Sovereign Demand vs. Institutional/Retail Demand

Sovereign demand is structurally different from institutional or retail demand in three critical ways:

  • Operationally Necessary: Iran needs BTC to collect tolls regardless of price sentiment; DPRK needs crypto theft to fund national programs regardless of market conditions
  • Price-Insensitive: Neither Iran nor DPRK will stop because BTC drops 20%
  • Recurring: Toll collection and theft are continuous operations, not one-time allocations

These properties create a demand floor that does not exist in institutional or retail markets. When commodity prices collapse, institutional capital reallocates. When sentiment turns bearish, retail exits. Sovereign operations continue.

Contrarian Risks

The 14-day Iran ceasefire may resolve with diplomatic removal of the toll mechanism. Trump explicitly stated he wants the Strait open 'without limitation, including tolls.' If diplomatic pressure succeeds, the Iran demand vector evaporates. DPRK theft, while persistent, represents stolen rather than purchased supply — its market impact is laundering pressure on DeFi liquidity pools rather than direct buy-side demand.

What This Means

The sovereign Bitcoin paradox reveals that Bitcoin's value proposition works precisely because it is neutral to all uses: legitimate commerce, sanctions evasion, and theft all benefit from the same properties. The market cannot separate 'good' sovereign demand (Iran toll) from 'bad' sovereign demand (DPRK theft) without rejecting the neutrality that makes Bitcoin valuable.

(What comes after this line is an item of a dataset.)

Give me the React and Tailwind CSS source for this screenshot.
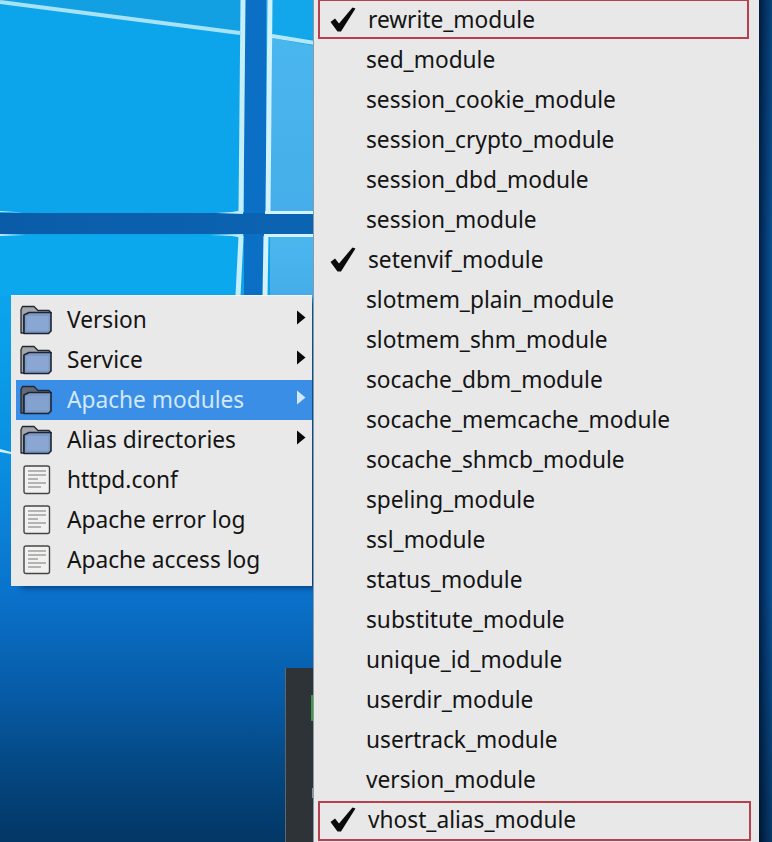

For institutional allocators, this creates a long-term tail risk: as sovereign demand grows (both legitimate and illegitimate), Bitcoin becomes increasingly entangled with state-level economic and security concerns. The US government endorses Bitcoin ETFs while simultaneously trying to undermine US mining dominance. This paradox will eventually surface in policy debates.

For Bitcoin holders, sovereign demand creates a new demand floor below previous lows. Operationally necessary purchases at $70-80B annual scale provides structural support independent of retail or institutional sentiment cycles.